IBM Research at SPIE 2020: New architectures and fabrications for AI hardware
IBM Research had 21 papers accepted to SPIE, and will present on EUV lithography, patterning materials, novel device integration, and more.
IBM Research had 21 papers accepted to SPIE, and will present on EUV lithography, patterning materials, novel device integration, and more.
In the last decade, IBM has pioneered AI hardware technologies that have produced the top two supercomputers and most-secure enterprise platform in the world. At this year’s SPIE Advanced Lithography conference (February 24-27), IBM Research will continue this tradition of developing pioneering technologies through new research in AI hardware, alongside continued innovation in logic transistor scaling.

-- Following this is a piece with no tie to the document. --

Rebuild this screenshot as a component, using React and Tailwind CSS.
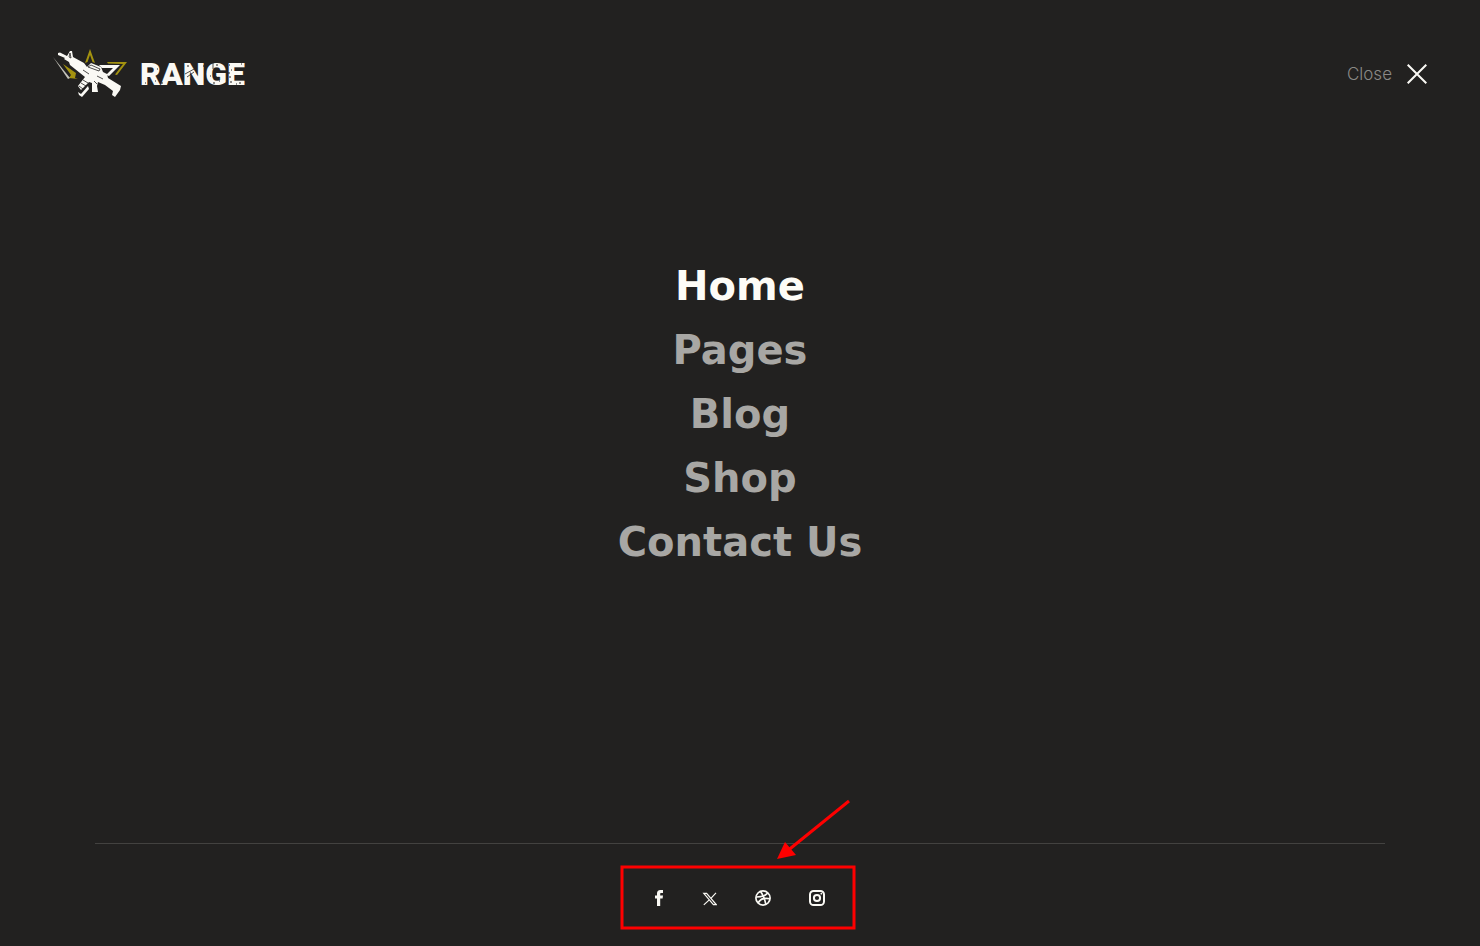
import React from "react";

const links = ["Home", "Pages", "Blog", "Shop", "Contact Us"];

function RifleMark() {
  return (
    <svg viewBox="0 0 75 50" className="h-[50px] w-[75px] shrink-0" aria-hidden="true">
      <g fill="#a3920f">
        <path d="M37 0 L32 14 L34.500 13 L37 6 L39.500 13 L42 14 Z" />
        <path d="M54 13 L74 13 L64 26 L62 25.500 L70 15 L55 14.500 Z" />
        <path d="M10 15 L23 24 L22 29 L25 30 L16 29 L18 26 Z" />
      </g>
      <path d="M0 8 L17 29 L15 30 Z" fill="#c4c3ba" />
      <g fill="#faf9f4">
        <path d="M46 16 H67 L56 27 L53 26 L60 19 H49 Z" />
        <path d="M5 4 L7 3.500 L14 7 L17 2 L19 2 L20 8 L31 14 L34 18 L38 14 L48 18 L50 23 L54 25 L55 29 L68 37 L67 41 L62 48 L59 46 L60 42 L52 36 L45 33 L44 37 L45 43 L39 43 L39 34 L36 33 L28 41 L25 37 L32 28 L27 24 L17 16 L16 13 L11 10 L12 9 L5 6 Z" />
        <path d="M25 43 L28 45 L35 37 L36 40 L29 48 L26 46 Z" />
      </g>
      <g stroke="#222120" fill="none" strokeWidth="0.800">
        <path d="M35 18 L38 16 L47 20 L46 22 Z M26 37 L30 40 M28 34 L33 37 M30 31 L35 34 M17 4 L16 8 L18 9 Z M41 32 L44 35 M30 21 L36 25 M44 27 L50 30" />
      </g>
    </svg>
  );
}

function Logo() {
  return (
    <a href="#" aria-label="Range" className="flex items-center gap-3">
      <RifleMark />
      <span className="relative font-['Roboto'] text-[32px] leading-[50px] font-black">
        RANGE
        <svg viewBox="0 0 106 26" className="absolute top-3 left-0 h-[26px] w-[106px]" fill="none" stroke="#222120" aria-hidden="true">
          <path d="M45 13 L56 7 M47 16 L54 11 M73 2 V8" strokeWidth="0.800" />
          <path d="M15 20h1 M21 22h2 M33 21h1 M47 5h2 M51 20h1 M66 21h2 M75 16h2 M70 15h1 M79 20h1 M89 4h1 M91 9h1 M89 16h2 M90 21h2 M96 23h1 M99 22h2 M101 3h1 M63 5h1 M76 4h2 M88 12h2 M73 22h2 M5 22h1 M17 8h1" strokeWidth="1" />
        </svg>
      </span>
    </a>
  );
}

function Facebook() {
  return (
    <svg viewBox="0 0 8 16" className="h-4 w-2" fill="currentColor" aria-hidden="true">
      <path d="M2 16V8.500H0V5.500H2V3.500C2 1.300 3.200 0 5.300 0H8V3H6.200C5.400 3 5.200 3.400 5.200 4V5.500H8L7.600 8.500H5.200V16Z" />
    </svg>
  );
}

function XLogo() {
  return (
    <svg viewBox="0 0 16 16" className="h-4 w-4" fill="none" stroke="currentColor" aria-hidden="true">
      <path d="M2.800 3.400H5.600L15.200 14.600H12.400Z M15 2.900L9.900 8.300M8 10.100L2.800 14.900" strokeWidth="1.200" />
    </svg>
  );
}

function Dribbble() {
  return (
    <svg viewBox="0 0 16 16" className="h-4 w-4" fill="none" stroke="currentColor" strokeWidth="1.700" aria-hidden="true">
      <circle cx="8" cy="8" r="7.100" />
      <path d="M5.300 1.300C8 4.600 9.900 8.800 10.900 14.500M1 7C6 7.100 10.200 5.900 13 2.900M3 13.200C5.200 9 9.400 7.400 15 8.800" />
    </svg>
  );
}

function Instagram() {
  return (
    <svg viewBox="0 0 16 16" className="h-4 w-4" fill="none" stroke="currentColor" strokeWidth="2" aria-hidden="true">
      <rect x="1" y="1" width="14" height="14" rx="3.600" />
      <circle cx="8" cy="8" r="3.100" />
      <circle cx="12.300" cy="3.700" r="0.900" fill="currentColor" stroke="none" />
    </svg>
  );
}

const socials = [
  { name: "Facebook", Icon: Facebook },
  { name: "X", Icon: XLogo },
  { name: "Dribbble", Icon: Dribbble },
  { name: "Instagram", Icon: Instagram },
];

export default function App() {
  return (
    <div className="flex min-h-screen flex-col bg-[#222120] text-[#faf9f4]">
      <header className="flex items-center justify-between px-[53px] pt-[49px]">
        <Logo />
        <button type="button" className="flex items-center gap-[15px] font-['Inter'] text-[17px] leading-6 font-light text-[#8a8986]">
          Close
          <svg viewBox="0 0 20 20" className="h-5 w-5 text-[#faf9f4]" fill="none" stroke="currentColor" strokeWidth="2" aria-hidden="true">
            <path d="M0.700 0.700L19.300 19.300M19.300 0.700L0.700 19.300" />
          </svg>
        </button>
      </header>

      <main className="flex flex-1 flex-col items-center justify-center pb-[115px]">
        <nav aria-label="Main">
          <ul className="text-center font-['DejaVu_Sans'] text-[40px] leading-[64px] font-bold">
            {links.map((label, i) => (
              <li key={label}>
                <a href="#" className={i === 0 ? "text-[#fdfcf7]" : "text-[#a8a7a4]"}>{label}</a>
              </li>
            ))}
          </ul>
        </nav>
      </main>

      <footer className="relative mx-[95px] border-t border-[#434240] pt-[46px] pb-10">
        <ul className="flex items-center justify-center gap-[38px]">
          {socials.map(({ name, Icon }) => (
            <li key={name}>
              <a href="#" aria-label={name} className="block"><Icon /></a>
            </li>
          ))}
        </ul>
        <svg viewBox="0 0 240 136" className="pointer-events-none absolute -top-12 left-1/2 h-[136px] w-60 -translate-x-1/2" aria-hidden="true">
          <rect x="2" y="71" width="232" height="61" fill="none" stroke="#fe0000" strokeWidth="3" />
          <path d="M229 5L166 56" stroke="#fe0000" strokeWidth="3" />
          <path d="M157 63L165 46L176 59Z" fill="#fe0000" />
        </svg>
      </footer>
    </div>
  );
}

These advances are part of IBM Research’s mission to deliver leading-edge semiconductor technology that enables future generations of computational systems to handle tomorrow’s needs. IBM Research had 21 papers accepted to SPIE, and throughout the four-day conference IBM researchers will present on topics ranging from EUV lithography, patterning materials, metrology, etch, selective deposition, and novel device integration.
In opening plenary session, IBM Fellow Evangelos Eleftheriou will describe in “In-memory computing for AI applications” why traditional von Neumann semiconductor systems run out of steam when trying to enable AI workloads, and how to address this issue. By demonstrating the feasibility of computing in memory, he shows how machine learning tasks can be made many times faster and with lower power consumption with this approach. Evangelos will demonstrate applicability of this approach to tackle a wide variety of small- and large-scale computational issues, such as ultra-low-power inference engines; optimization solvers, including compressed sensing and sparse coding; linear solvers and temporal correlation detection. Thus, by augmenting conventional computing systems, in-memory computing could help achieve orders of magnitude improvement in performance and efficiency.

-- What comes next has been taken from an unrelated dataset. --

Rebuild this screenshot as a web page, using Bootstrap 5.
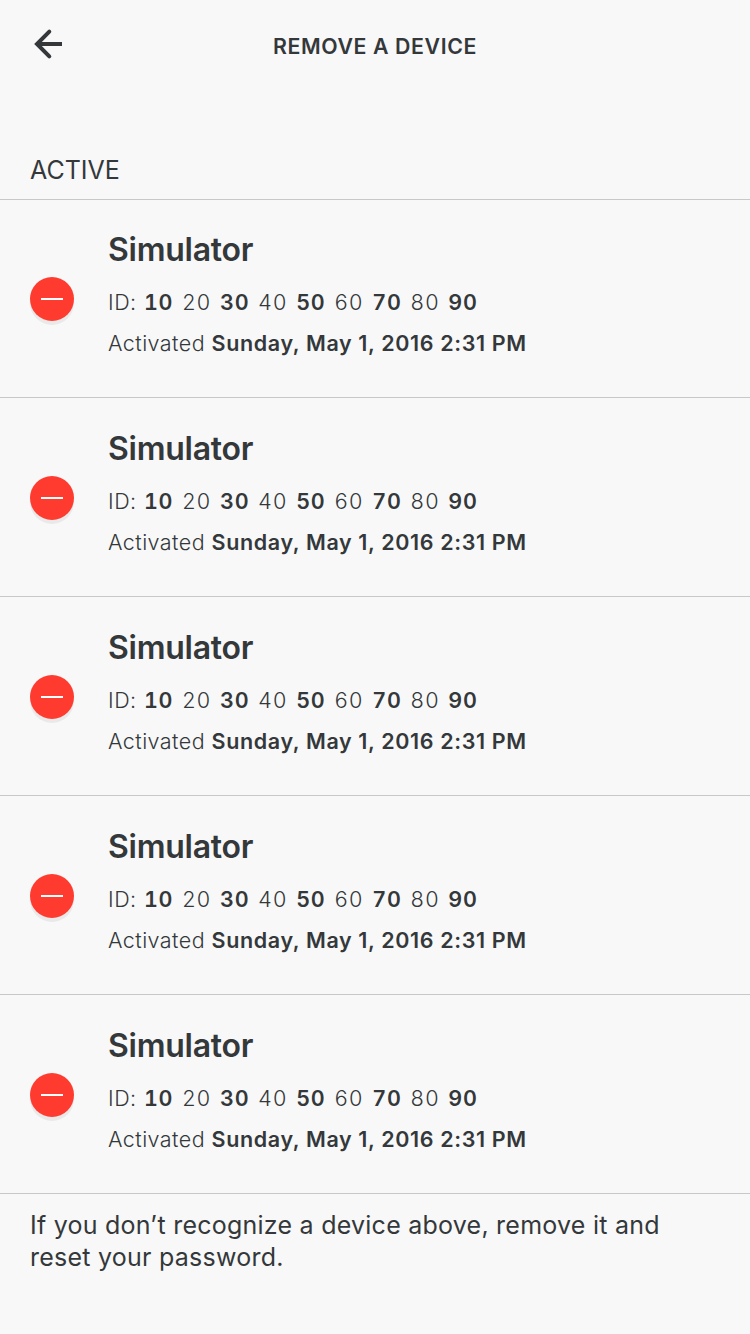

Other AI hardware talks present new research in the fabrications of architecture. They include:
- “Exploration of pillar local CDU improvement options for AI applications”: IBM researcher Charlie Liu will present four promising options for patterning memory elements with increasing perfection. By doing so, Charlie highlights the breadth of IBM’s expertise in patterning, and how it can be brought to bear in new areas such as memory-like constructs. Through this work, he demonstrates size perfection greater than 95%, enabling the ability to use these techniques for AI hardware manufacture.
- “Challenges in the patterning of RRAM devices for analog computing applications”: IBM researcher Iqbal Saraf shows some of the innovation in plasma etch technology required to create these delicate structures via the harsh process of plasma etching. Through this work, Iqbal shows that the ability to store different model training “weights” is still preserved after the patterning process.
- “CMOS scaling roadmap, Nanosheet FET, AI chips”: Huiming Bu, director of Advanced Logic & Memory Technology Research at IBM, will demonstrate how continued advancements in traditional logic transistor scaling are still required in an AI world, and how this is epitomized in the Nanosheet transistor architecture announced by IBM a couple of years ago. Heavily dependent on the semiconductor industry’s latest patterning technique of extreme ultraviolet (EUV) lithography to create the features required, Nanosheet transistors allow for >30% faster and more-efficient logic computation than current state-of-the-art FinFET devices. IBM is also advancing research in EUV lithography. These presentations include:
- “A comparative analysis of EUV sheet and gate patterning for beyond 7nm gate all around stacked nanosheet FET’s”: IBM researcher Indira Seshadri details how the fine patterns enabled by EUV are critical to this next inflection point in logic scaling that will be available in consumer and enterprise devices in the next 2-3 years. Using the resolution and simplified patterning enabled by EUV, Indira demonstrates methods to create both the wide sheets required for high-performance devices, and the small structures required for memory, in the same process, representing a new use case for EUV patterning.
- “Fundamental Characterization of Stochastic Variation in EUV Patterning”: IBM researcher Jen Church attempts to push EUV lithography to its limits, demonstrating high yield for EUV-printed wiring at pitches below 32 nanometers, which is smaller than any currently available technology. This data shows some surprising results, including the lack of correlation between wiring line roughness and yield, and how small changes in materials or lithography imaging conditions can lead to huge benefits in yield, with high yield even shown for wiring pitches of 30 nanometers.
- “High-Z metal-based underlayer to improve EUV stochastics”: IBM researcher Anuja De Silva demonstrates how to further improve on this yield and performance by intelligent design of the materials used for EUV patterning. Through intelligent design of a highly EUV-absorbing underlayer, as well as careful engineering of chemical surface interactions, Anuja will show consistent yields of 100% for 30 nanometer pitch wiring, at lower exposure energies than traditional approaches.
As the demand for AI-enhanced computing continues to grow, innovation is critical to ensure that semiconductor hardware can keep pace. By continuing to push the boundaries of both logic scaling and new concepts in AI hardware, IBM and its partners continue to drive the semiconductor roadmap ahead for the next decade.